Friday, March 26, 2010

A Response to Michael Sean Winters on Defending His Church: It's My Church, Too


 I’ve spent much of today trying to figure out how to write a response to Michael Sean Winters’ posting at America blog today, taking the New York Times to task for its article yesterday about Pope Benedict’s connections to the story of a Wisconsin priest who evidently sexually abused some 200 deaf boys.

I’ve written postings critical of some of Winters’ positions in the past.  I don’t want to write something now that appears to be a broadside attack on a journalist whose work I often admire, even as I disagree at a fundamental level with some of Winters’ theological starting points.  Michael Sean Winters takes heat from the Catholic right for his attempts to place the best of the Catholic tradition in dialogue with a political sphere that transcends the Republican party. 



I support and want to defend that enterprise—and to defend Winters against such attacks.

At the same time, as I’ve noted in a number of postings on this blog, I find Winters’ view of the American Catholic church anemic, far from adequately appreciative of the rich and legitimate diversity of our church.  Winters tends to identify the church with the bishops, and he cuts the bishops far more slack than they deserve—repeatedly.  Even after their shameful performance in the recent health care debates.

And this is where I part company with Winters yet again, when he attacks the New York Times for its article about Benedict’s connections to the Wisconsin story—without, it seems to me, recognizing that his defense of his church is also implicitly a statement about his and others’ tacit judgment that many members of the church who live outside his definition of authentic Catholicity have no place at all in his church.  In the church of Benedict and the bishops.

And that the cruel exclusion of millions of brothers and sisters who don’t fit a narrow, top-down, episcopally confined definition of Catholicism totally explodes the claims of the church to be catholic today.  And is at the heart of the abuse crisis which is now causing unimaginable grief to the church.

Winters writes, “While I am feeling defensive on behalf of my Church, let me point out one other sentence of the Times’ article that jumped off the page at me . . . .”

And what I’d like to say in response is this: it’s not just your church, Michael.  It’s also the church of those 200 deaf boys abused by Father Murphy for years on end, as one bishop after another enabled the abuse and the man who now sits in the seat of Peter learned of it and did nothing.  Nothing to stop the abuse.

Nothing to stop the abuse, but everything possible to continue shielding the abuser.

It’s their church, too.  And their voices have to count now.  They didn’t in the past.  Not only did no one with power in the church want to hear their voices: those with power in the church worked energetically to silence their voices.

And your ongoing robust defense of the men who have done this over and over to survivors of clerical sexual abuse is also a statement about how totally insignificant the voices—the very lives—of all those abused by priests are, in your church.  You continue to write about the church and catholicity as if those folks just aren’t there—as the bishops and Vatican officials who have made them invisible occupy center stage in everything you write about the church.

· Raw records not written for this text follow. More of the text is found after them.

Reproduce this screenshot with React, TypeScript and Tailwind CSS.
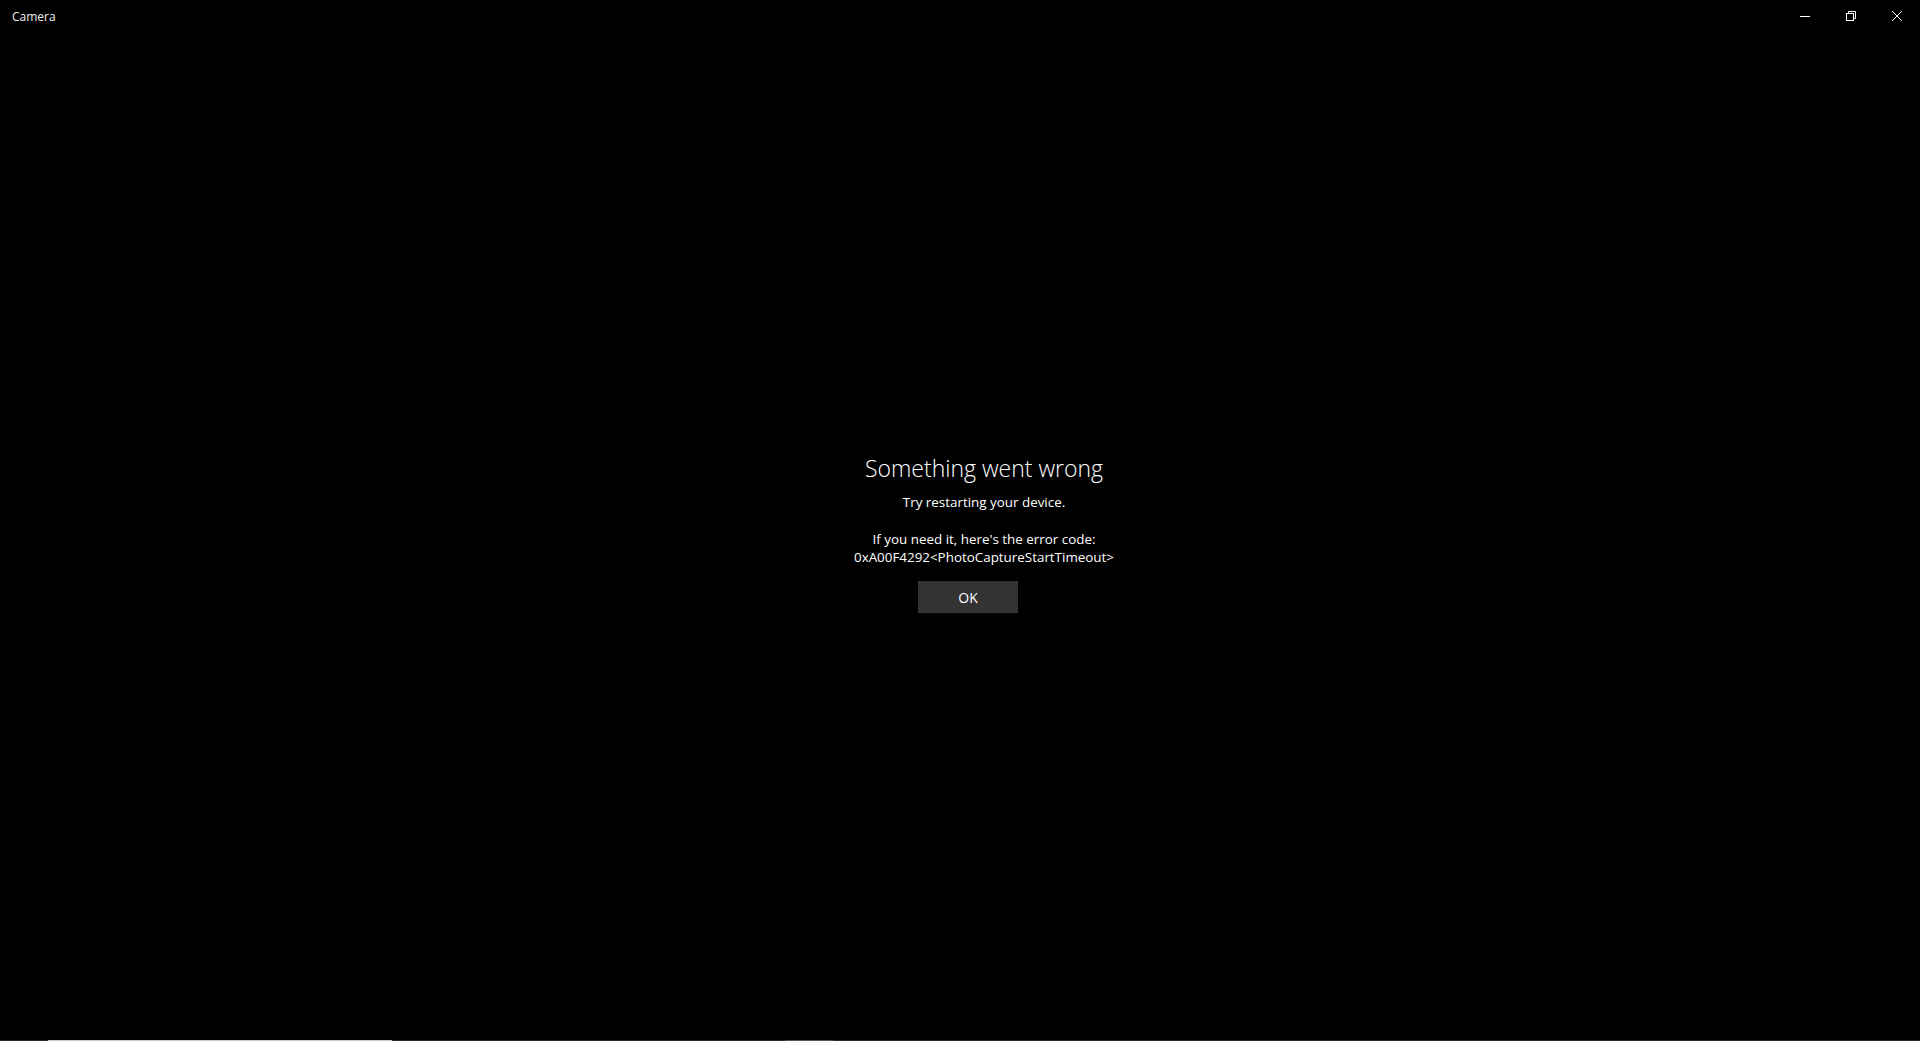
import React from "react";

export default function App() {
  const font = { fontFamily: '"Segoe UI", "Open Sans", "Noto Sans", sans-serif' };
  return (
    <div className="w-[1920px] h-[1041px] bg-black text-white flex flex-col overflow-hidden" style={font}>
      <div className="h-8 flex items-start shrink-0">
        <div className="pl-[12px] pt-[9px] text-[12px] leading-[16px] text-[#f0f0f0] flex-1">Camera</div>
        <div className="flex h-8">
          <div className="w-[46px] h-8 flex items-center justify-center">
            <svg width="10" height="10" viewBox="0 0 10 10"><path d="M0 5.5h10" stroke="#fff" strokeWidth="1" /></svg>
          </div>
          <div className="w-[46px] h-8 flex items-center justify-center">
            <svg width="10" height="10" viewBox="0 0 10 10" fill="none" stroke="#fff" strokeWidth="1">
              <rect x="0.5" y="2.5" width="7" height="7" />
              <path d="M2.5 2.5V0.5h7v7h-2" />
            </svg>
          </div>
          <div className="w-[46px] h-8 flex items-center justify-center">
            <svg width="10" height="10" viewBox="0 0 10 10" stroke="#fff" strokeWidth="1"><path d="M0 0L10 10M10 0L0 10" /></svg>
          </div>
        </div>
      </div>
      <div className="flex-1 flex flex-col items-center pl-[48px] pt-[420px]">
        <div className="text-[23px] leading-[32px] font-light">Something went wrong</div>
        <div className="text-[13.4px] leading-[20px] mt-[8px]">Try restarting your device.</div>
        <div className="text-[13.4px] leading-[18px] mt-[18px] text-center">
          <div>If you need it, here's the error code:</div>
          <div>0xA00F4292&lt;PhotoCaptureStartTimeout&gt;</div>
        </div>
        <div className="mt-[15px] mr-[32px] w-[100px] h-[32px] bg-[#333333] flex items-center justify-center text-[14px]">OK</div>
      </div>
      <div className="h-px w-full bg-[#2b2b2b] flex shrink-0">
        <div className="ml-[48px] w-[344px] h-px bg-[#c8c8c8]" />
        <div className="ml-[393px] w-[48px] h-px bg-[#555555]" />
      </div>
    </div>
  );
}
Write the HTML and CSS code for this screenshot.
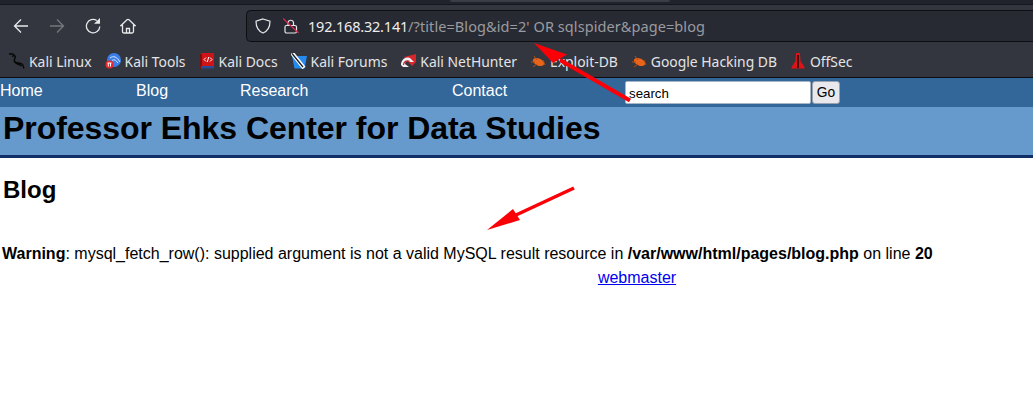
FILE: index.html
```html
<!DOCTYPE html>
<html lang="en">
<head>
<meta charset="utf-8">
<title>Blog</title>
<link rel="stylesheet" href="styles.css">
</head>
<body>
<div class="chrome">
  <div class="tabstrip"><div class="tabedge"></div></div>
  <div class="navbar">
    <div class="navbtns">
      <svg class="ni n1" viewBox="0 0 16 16"><path d="M15 8H1.500M8 1.500 1.500 8 8 14.500"/></svg>
      <svg class="ni n2 off" viewBox="0 0 16 16"><path d="M1 8H14.500M8 1.500 14.500 8 8 14.500"/></svg>
      <svg class="ni n3" viewBox="0 0 16 16"><path d="M14.800 8.500A6.700 6.700 0 1 1 11.800 2.500"/><path class="solid" d="M9 5.700H15V0Z"/></svg>
      <svg class="ni n4" viewBox="0 0 16 16"><path d="M1 7.500 7 1.800Q8 1 9 1.800L15 7.500H13.500V13.500Q13.500 15 12 15H4Q2.500 15 2.500 13.500V7.500ZM6.500 15V10.500H9.500V15"/></svg>
    </div>
    <div class="urlbar">
      <svg class="ui shield" viewBox="0 0 16 16"><path d="M8 1 15 3.200C15 9 12.800 13 8 15 3.200 13 1 9 1 3.200Z"/></svg>
      <svg class="ui lock" viewBox="0 0 16 16"><rect x="2" y="7.500" width="11.500" height="7.500" rx="1.500"/><path d="M5 7.500V4.500a2.800 2.800 0 0 1 5.500 0V7.500"/><path class="slash" d="M0 .5 15.500 15"/></svg>
      <span class="url"><span class="host">192.168.32.141</span>/?title=Blog&amp;id=2' OR sqlspider&amp;page=blog</span>
    </div>
  </div>
  <div class="bookmarks">
    <span class="bm b1"><svg class="fav" viewBox="0 0 16 16"><path class="drag" d="M0 1C3 .5 5 1 6 3 7 5 4.500 6 5.500 8.500 7 10.500 11 9.500 13 11 14.500 12 14.500 14 14.800 15.500M3 3.200 5.500 2.500M5.500 8.500C8 12 11 11 12.500 13"/></svg>Kali Linux</span>
    <span class="bm b2"><svg class="fav" viewBox="0 0 16 16"><circle cx="9" cy="7" r="7" fill="#3a7fe8"/><path d="M5 5C8 2.500 12 3.500 15 9M7 7.500C9 6 11 7 13 10" fill="none" stroke="#dbe7fb" stroke-width="1"/><circle cx="4.500" cy="11.500" r="4" fill="#e8262b"/><path d="M2.500 10H6.500M3.300 10V13.500M5.500 10V13.500" stroke="#fff" stroke-width="1" fill="none"/></svg>Kali Tools</span>
    <span class="bm b3"><svg class="fav" viewBox="0 0 16 16"><path d="M2 0H15V13H2Z" fill="#cf1418"/><path d="M1 1H3V16H1Z" fill="#7a1014"/><path d="M2 13H15V15.500H2Z" fill="#2c4b92"/><path d="M7 4.500 5 6.500 7 8.500M11 4.500 13 6.500 11 8.500M9.700 4 8.300 9" fill="none" stroke="#fff" stroke-width="1"/></svg>Kali Docs</span>
    <span class="bm b4"><svg class="fav" viewBox="0 0 16 16"><path d="M1 3H16L13.500 15.500H3.500Z" fill="#2589ee"/><path d="M1 0 13 15" stroke="#fff" stroke-width="4"/><path d="M1 .5 12 14" stroke="#1b1d24" stroke-width="1.300"/></svg>Kali Forums</span>
    <span class="bm b5"><svg class="fav" viewBox="0 0 16 16"><path d="M4 4 16 1V9L12 13Z" fill="#d8262c"/><path d="M1 12C1 6 7 2.500 11 6L14 9 10 9C8 7 5 8 5 11L9 14H3Z" fill="#f1f1f1"/><path d="M3.500 12C3.500 9 7 6.500 9.500 8.500" fill="none" stroke="#c9202a" stroke-width="1.200"/></svg>Kali NetHunter</span>
    <span class="bm b6"><svg class="fav" viewBox="0 0 16 16"><ellipse cx="8.500" cy="9" rx="6" ry="3.500" fill="#e8641a" transform="rotate(25 8.500 9)"/><path d="M4 3 7 7M1 9 5 9M3 14 7 11M13 7 15 12" stroke="#b54c10" stroke-width="1"/></svg>Exploit-DB</span>
    <span class="bm b7"><svg class="fav" viewBox="0 0 16 16"><ellipse cx="8.500" cy="9" rx="6" ry="3.500" fill="#e8641a" transform="rotate(25 8.500 9)"/><path d="M4 3 7 7M1 9 5 9M3 14 7 11M13 7 15 12" stroke="#b54c10" stroke-width="1"/></svg>Google Hacking DB</span>
    <span class="bm b8"><svg class="fav" viewBox="0 0 16 16"><path d="M6 0H10L10.500 8 14.500 14 14.500 15.500H1.500V14L5.500 8Z" fill="#dc1419"/><path d="M8 2V15" stroke="#4d0a0c" stroke-width="2"/></svg>OffSec</span>
  </div>
</div>
<div class="site">
  <div class="menu">
    <a class="mi m1">Home</a>
    <a class="mi m2">Blog</a>
    <a class="mi m3">Research</a>
    <a class="mi m4">Contact</a>
    <form class="searchform">
      <input class="search" type="text" value="search">
      <button class="go" type="button">Go</button>
    </form>
  </div>
  <div class="banner"><h1>Professor Ehks Center for Data Studies</h1></div>
  <div class="content">
    <h2>Blog</h2>
    <p class="warn"><b>Warning</b>: mysql_fetch_row(): supplied argument is not a valid MySQL result resource in <b>/var/www/html/pages/blog.php</b> on line <b>20</b></p>
    <p class="foot"><a href="#">webmaster</a></p>
  </div>
</div>
<svg class="arrow" width="1033" height="411" viewBox="0 0 1033 411">
  <path d="M630 100.500 560 60" stroke="#fb0007" stroke-width="4" fill="none"/>
  <path d="M534 43 567 54.500 553 63Z" fill="#fb0007"/>
  <path d="M574 188 516 215" stroke="#fb0007" stroke-width="3.500" fill="none"/>
  <path d="M487 230 513 209 520 220Z" fill="#fb0007"/>
</svg>
</body>
</html>
```
FILE: styles.css
```css
* { box-sizing: border-box; }
html, body { margin: 0; padding: 0; background: #fff; }
body { font-family: "Liberation Sans", Arial, sans-serif; color: #000; position: relative; height: 411px; overflow: hidden; }
.chrome { background: #33363f; height: 78px; border-bottom: 1px solid #0c0c10; font-family: "Noto Sans", sans-serif; color: #e4e4e6; }
.tabstrip { height: 5px; background: #21232c; border-bottom: 1px solid #16171d; }
.tabedge { width: 220px; height: 2px; margin-left: 450px; background: #3a3c46; border-radius: 0 0 3px 3px; }
.navbar { height: 37px; padding-top: 5px; display: flex; align-items: center; background: #33363f; }
.navbtns { display: flex; align-items: center; width: 246px; flex: none; padding-left: 13px; }
.ni { width: 16px; height: 16px; fill: none; stroke: #e8e8ea; stroke-width: 1.300; flex: none; }
.ni.off { stroke: #75777d; }
.ni .solid { fill: #e8e8ea; stroke: none; }
.n2 { margin-left: 20px; }
.n3 { margin-left: 20px; }
.n4 { margin-left: 19px; }
.urlbar { height: 32px; width: 787px; background: #282a33; border: 1px solid #0d0e12; border-right: 0; border-radius: 5px 0 0 5px; display: flex; align-items: center; padding-left: 8px; font-size: 14.500px; color: #9a9ba0; }
.ui { width: 16px; height: 16px; fill: none; stroke: #e8e8ea; stroke-width: 1.200; flex: none; }
.lock { margin-left: 12px; }
.slash { stroke: #e22850; }
.url { margin-left: 9px; white-space: nowrap; letter-spacing: .08px; }
.host { color: #eeeeef; letter-spacing: -.2px; }
.bookmarks { height: 35px; padding-top: 3px; display: flex; align-items: center; padding-left: 9px; font-size: 13.900px; white-space: nowrap; }
.bm { display: flex; align-items: center; margin-right: 13px; }
.fav { width: 16px; height: 16px; margin-right: 4px; flex: none; }
.drag { fill: none; stroke: #08080b; stroke-width: 1.500; }
.site { display: block; }
.menu { background: #336699; height: 29px; display: flex; align-items: flex-start; }
.mi { display: block; color: #fff; font-size: 16px; line-height: 18px; margin-top: 4px; flex: none; }
.m1 { width: 136px; }
.m2 { width: 104px; }
.m3 { width: 212px; }
.m4 { width: 173px; }
.searchform { display: flex; align-items: center; margin-top: 3px; }
.search { width: 186px; height: 23px; border: 1px solid #a9b6c6; border-radius: 2px; padding: 4px 3px 2px; font: 13.300px "Liberation Sans", Arial, sans-serif; color: #000; background: #fff; }
.go { height: 23px; width: 28px; margin-left: 1px; border: 1px solid #9aa3b0; border-radius: 3px; background: #e9e9ed; font: 13.800px "Liberation Sans", Arial, sans-serif; color: #000; padding: 0; }
.banner { background: #6699cc; height: 51px; border-bottom: 3px solid #0f2f66; padding: 3px 0 0 3px; }
h1 { margin: 0; font-size: 32px; line-height: 36px; font-weight: bold; letter-spacing: -.05px; }
.content { padding: 0 2px; }
h2 { margin: 18px 0 0 1px; font-size: 24px; line-height: 28px; font-weight: bold; }
.warn { margin: 41px 0 0; font-size: 16px; line-height: 18px; white-space: nowrap; }
.foot { margin: 6px 0 0; padding-left: 241px; font-size: 16px; line-height: 18px; text-align: center; }
.foot a { color: #0000ee; }
.arrow { position: absolute; left: 0; top: 0; pointer-events: none; }
```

And that’s why we are where we are.  If their voices continue not to count now, then the Catholic church is doomed.  It cannot revive itself and its mission if it continues to read out of its membership rolls—both tacitly and overtly—all those who have sought for years to be heard, as they tried to tell their painful stories of abuse by priests.  And women who refuse to be pushed around by men.  And gays and lesbians who claim our nature as God-given and refuse to apologize for it.

Perhaps here’s the heart of the problem, Michael: too much of your time and energy is devoted to talking to bishops and those who talk to bishops.  Which means, to men, though half the world and half the church consists of women.  Which also means, to men living within and infatuated by the inner political circles that represent (and imagine) themselves as the center of political life in the U.S.

There’s something self-deceiving about living within circles that imagine themselves as the inner circles from which power emanates.  Living in such circles constricts the vision and the imagination.  It is blinding.  It results in perspectives and discourse that lack explanatory power for the 99.99% of people in both the world and the church who do not walk the halls of power.

And when our vision and imagination about what it means to be catholic are constricted in that way—when we think that the viewpoints and voices of bishops and Vatican officials count more than anyone else’s—we are in danger of losing sight of the entire meaning of catholicism.

That’s why we’re in the mess we’re in now.  And we won’t begin to put the shards back together in any meaningful pattern that can justifiably call itself catholic until we stop treating millions of people that not only should count, but should count more than the bishops and the papacy, as if they are just not there, when we talk about catholicity and its contributions to public life today.

The graphic for this posting is theologian Cerezo Barredo’s depiction of the eschatological banquet.